There is no hope for them, or so they believe; no visible path forward, no better or other way of doing. Often they are modelling the hurt that’s been inflicted upon them, or else making decisions based on a broken algorithm where information has been left out through no fault of their own. Perhaps this lack of information, of passing on socially acceptable values and ways of living that promote growth instead of destruction, is through no fault of their parents or whanau. 
Perhaps it was never shown to them, either, and the choices that you are witnessing these people make is an inter-generational pattern determined to repeat over and over again despite the best efforts of well meaning people. 
There is comfort in familiarity, even when what is familiar is pain and anger and desperation to escape.
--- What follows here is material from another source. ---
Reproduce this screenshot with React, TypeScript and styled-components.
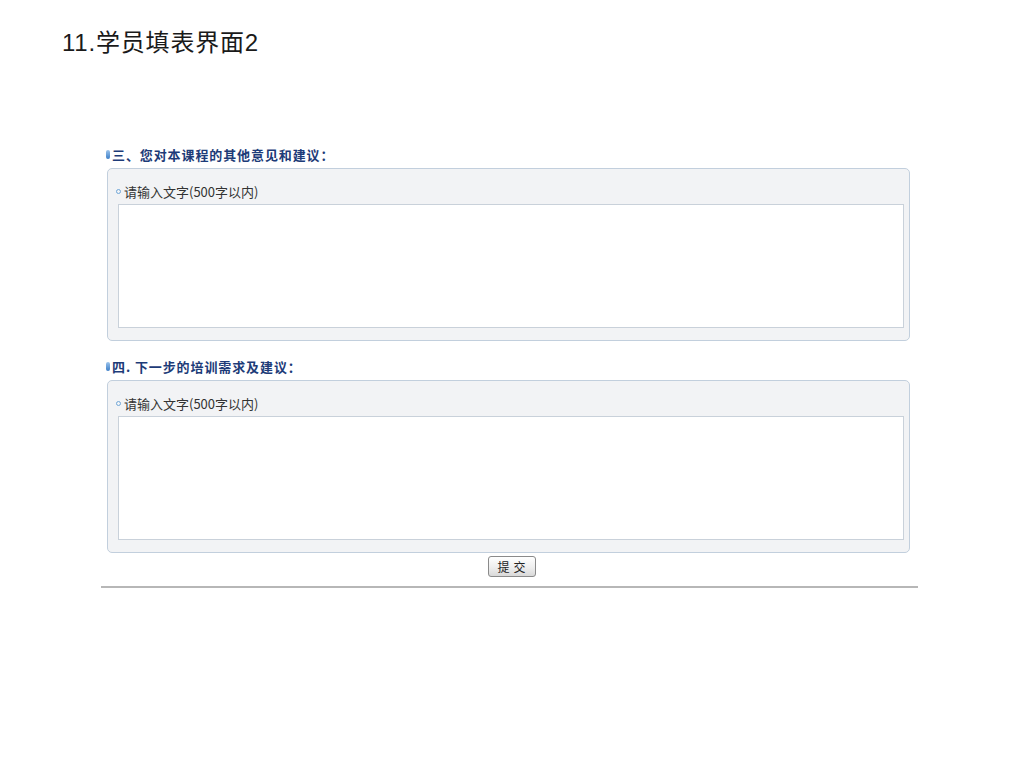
import React from "react";
import styled, { createGlobalStyle } from "styled-components";

const Global = createGlobalStyle`
  html, body { margin: 0; padding: 0; background: #ffffff; }
  body { font-family: "Liberation Sans", "Noto Sans CJK SC", sans-serif; }
`;

const Page = styled.div`
  width: 1024px;
  height: 768px;
  overflow: hidden;
  background: #fff;
`;

const Title = styled.h1`
  margin: 29px 0 0 62px;
  font-family: "Liberation Sans", "Noto Sans CJK SC", sans-serif;
  font-weight: normal;
  font-size: 24px;
  letter-spacing: 0.8px;
  line-height: 28px;
  color: #1a1a1a;
`;

const Form = styled.div`
  margin: 87px 0 0 101px;
  width: 817px;
  display: flex;
  flex-direction: column;
`;

const Section = styled.section<{ $first?: boolean }>`
  display: flex;
  flex-direction: column;
  margin-top: ${(p) => (p.$first ? "0" : "15px")};
`;

const Heading = styled.div`
  display: flex;
  align-items: center;
  height: 20px;
  padding-left: 5px;
  font-family: "Noto Sans CJK SC", sans-serif;
  font-size: 13px;
  letter-spacing: 0.9px;
  font-weight: bold;
  color: #1d3b78;
  margin-bottom: 4px;
`;

const Pill = styled.span`
  display: inline-block;
  width: 4px;
  height: 9px;
  border-radius: 2px;
  background: linear-gradient(180deg, #9cc4ec, #3d7fc8);
  margin-right: 2px;
`;

const Panel = styled.div`
  margin: 0 8px 0 6px;
  border: 1px solid #c2cfdd;
  border-radius: 5px;
  background: #f2f3f5;
  padding: 13px 5px 12px 10px;
  display: flex;
  flex-direction: column;
  gap: 4px;
`;

const Label = styled.div`
  display: flex;
  align-items: center;
  height: 18px;
  font-family: "Noto Sans CJK SC", sans-serif;
  font-size: 13px;
  color: #333;
  margin-left: -2px;
`;

const Dot = styled.span`
  display: inline-block;
  width: 3px;
  height: 3px;
  border: 1px solid #6fa6d8;
  border-radius: 50%;
  margin-right: 3px;
`;

const TextArea = styled.textarea`
  box-sizing: border-box;
  width: 786px;
  height: 124px;
  border: 1px solid #c9d1da;
  background: #fff;
  resize: none;
  outline: none;
  margin: 0;
  padding: 2px;
  font-family: "Noto Sans CJK SC", sans-serif;
  font-size: 12px;
`;

const ButtonRow = styled.div`
  display: flex;
  justify-content: center;
  margin-top: 3px;
  padding-left: 4px;
`;

const Submit = styled.button`
  width: 48px;
  height: 21px;
  padding: 0;
  border: 1px solid #8a8a8a;
  border-radius: 3px;
  background: linear-gradient(180deg, #ffffff 0%, #ececec 60%, #d9d9d9 100%);
  font-family: "Noto Sans CJK SC", sans-serif;
  font-size: 12px;
  color: #222;
  letter-spacing: 4px;
  text-indent: 4px;
  line-height: 19px;
`;

const Rule = styled.hr`
  margin: 9px 0 0 0;
  border: none;
  height: 2px;
  background: #b7b7b7;
`;

const FeedbackSection: React.FC<{ title: string; first?: boolean }> = ({ title, first }) => (
  <Section $first={first}>
    <Heading>
      <Pill />
      {title}
    </Heading>
    <Panel>
      <Label>
        <Dot />
        请输入文字(500字以内)
      </Label>
      <TextArea />
    </Panel>
  </Section>
);

export default function App() {
  return (
    <Page>
      <Global />
      <Title>11.学员填表界面2</Title>
      <Form>
        <FeedbackSection first title="三、您对本课程的其他意见和建议：" />
        <FeedbackSection title="四. 下一步的培训需求及建议：" />
        <ButtonRow>
          <Submit>提交</Submit>
        </ButtonRow>
        <Rule />
      </Form>
    </Page>
  );
}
Change is one of the hardest things to do as a human being, even when we want to- most of us aren't wired to change easily. 
The conclusion I reach when I stop to think about these things is that I really don't have the right to judge, and nor is it helpful for either party.  I can certainly disagree with their decisions, and often so does the law- but I want to be the one person in their lives that has carefully safeguarded their right to choose. 
I want to be the person that listens to the pain and damage these decisions are signalling, and opens my heart, even while it hurts because I know that doing so might not change anything. 

NB: In writing this, I must make clear that I do not encourage or excuse the actions of people that harm others. I simply feel that judgment is not helpful in working alongside these people, and that change can only occur when compassion and hope are present.